This book is part memoir, part travel diary, and part history book written by Timothy Egan about the Pacific Northwest region of the U.S.

Book Notes

  • “Lewis and Clark, the moonwalkers of the early nineteenth century” spent four months in the Pacific Northwest in 1805, recording only a dozen days without rain.
  • “Except for the coastal strip from Northern California on up, most of the American west is a desert, flat-bottomed and mountainous, kept alive by two arteries: the Colorado and the Columbia, both of them overworked.”
  • In the late 1700’s, several British naval vessels sailed along the coast of Oregon in search of the Northwest Passage – a river (the Columbia River, it turned out) – that dumped into the sea and allowed for waterway transportation from the inner United States to the Pacific Ocean.
  • At the mouth of the river, millionaire John Jacob Astor attempted to set up a trading post that could be used to profitably trade beaver and otter pelts, which were in high demand in Europe as fashionable hats.

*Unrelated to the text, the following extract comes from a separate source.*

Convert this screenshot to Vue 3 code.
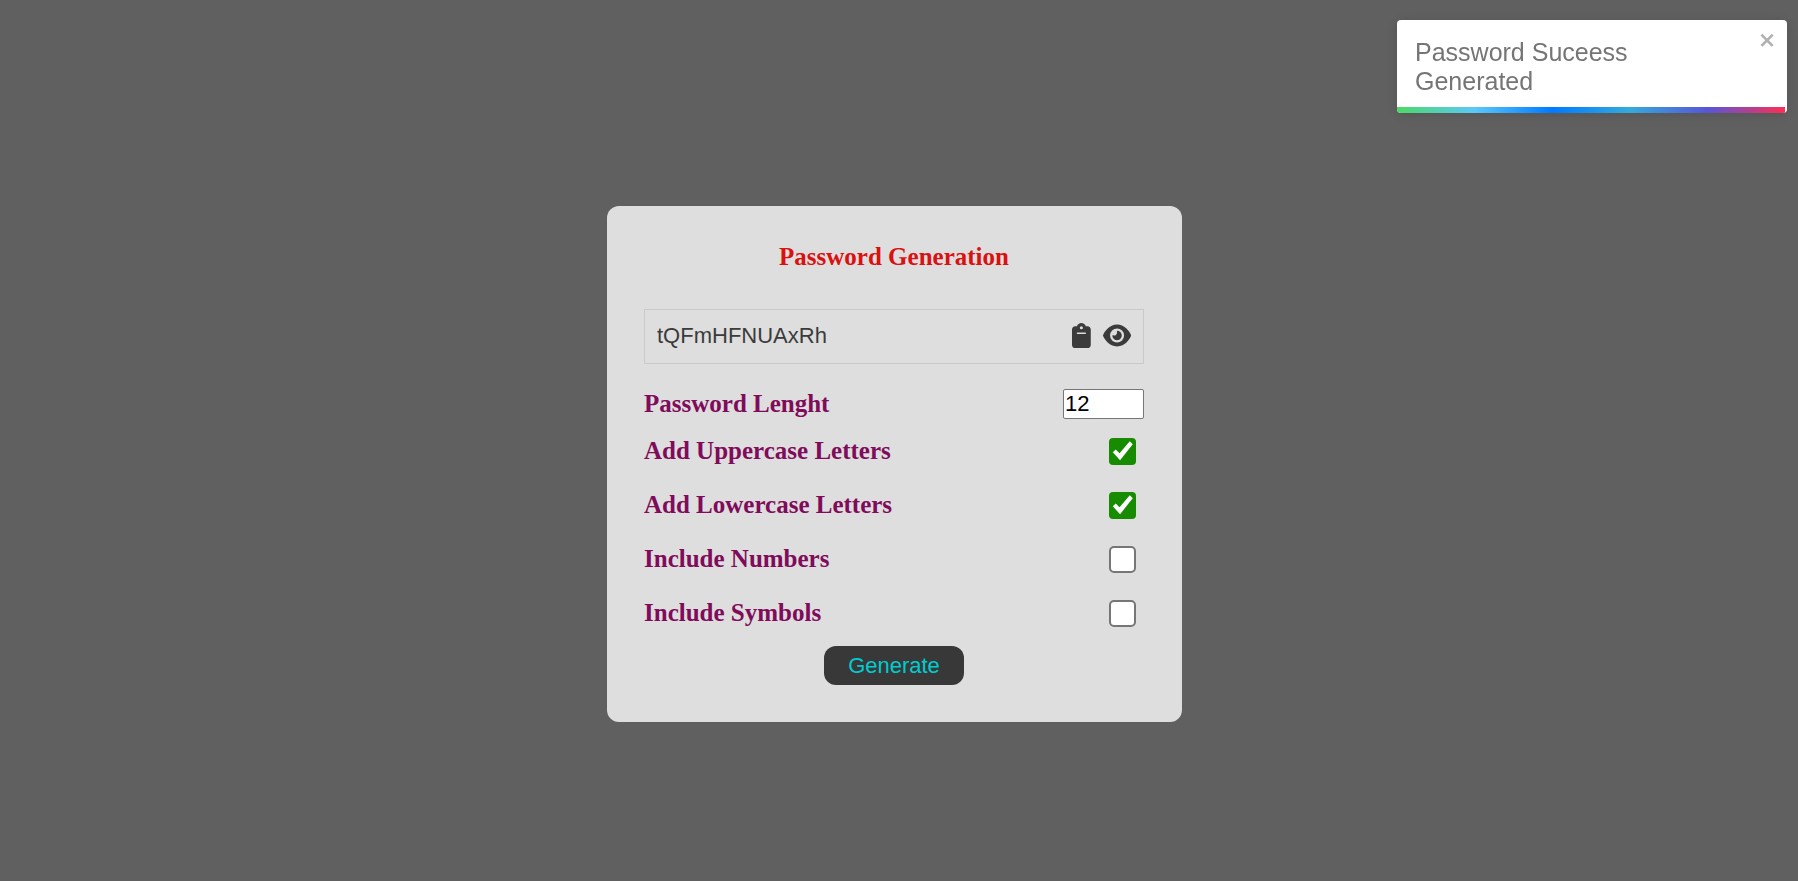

His fort, Astoria, ultimately proved to be unsuccessful and beaver pelts went out of fashion when silk hats were introduced at a fashion show in London in the 1820’s.
  • The Pacific Northwest is home to the only temperate rainforest in the continental U.S.
  • Olympic National Park, located on the west coast of Washington state, was named by English Captain John Meares, when, viewing the area from the Pacific Ocean, declared “if that not be the home wherein dwell the Gods, it is beautiful enough to be, and I therefore call it Mount Olympus.”
  • “President Teddy Roosevelt, alarmed by the dwindling coastal elk herds and the fast-approaching loggers, made much of the Peninsula a protected National Monument in 1909.” Today, the largest Roosevelt elk here in the world roams the Olympic Peninsula.
  • Olympic National Park is some to the biggest Douglas Fir, Sitka Spruce, and Hemlock tree in the world.
  • When the U.S. entered World War l, many battles were being fought in the air by planes made of spruce, a wood that is both light and sturdy. The best spruce in the world is grown in the Olympics, so the area was drained of trees at lightning pace.
  • Interesting: Victoria, Canada receives very little rain and is actually a rather sunny microclimate because all of the rain and wind is stopped by the Olympic mountains.
  • In 1778, Captain James Cook of the Royal Navy was the first British subject to step foot in what would become British Columbia. He was the first non-Indian to realize a substantial profit from the resources of the Pacific Northwest in the form of beaver skins and sea otter furs.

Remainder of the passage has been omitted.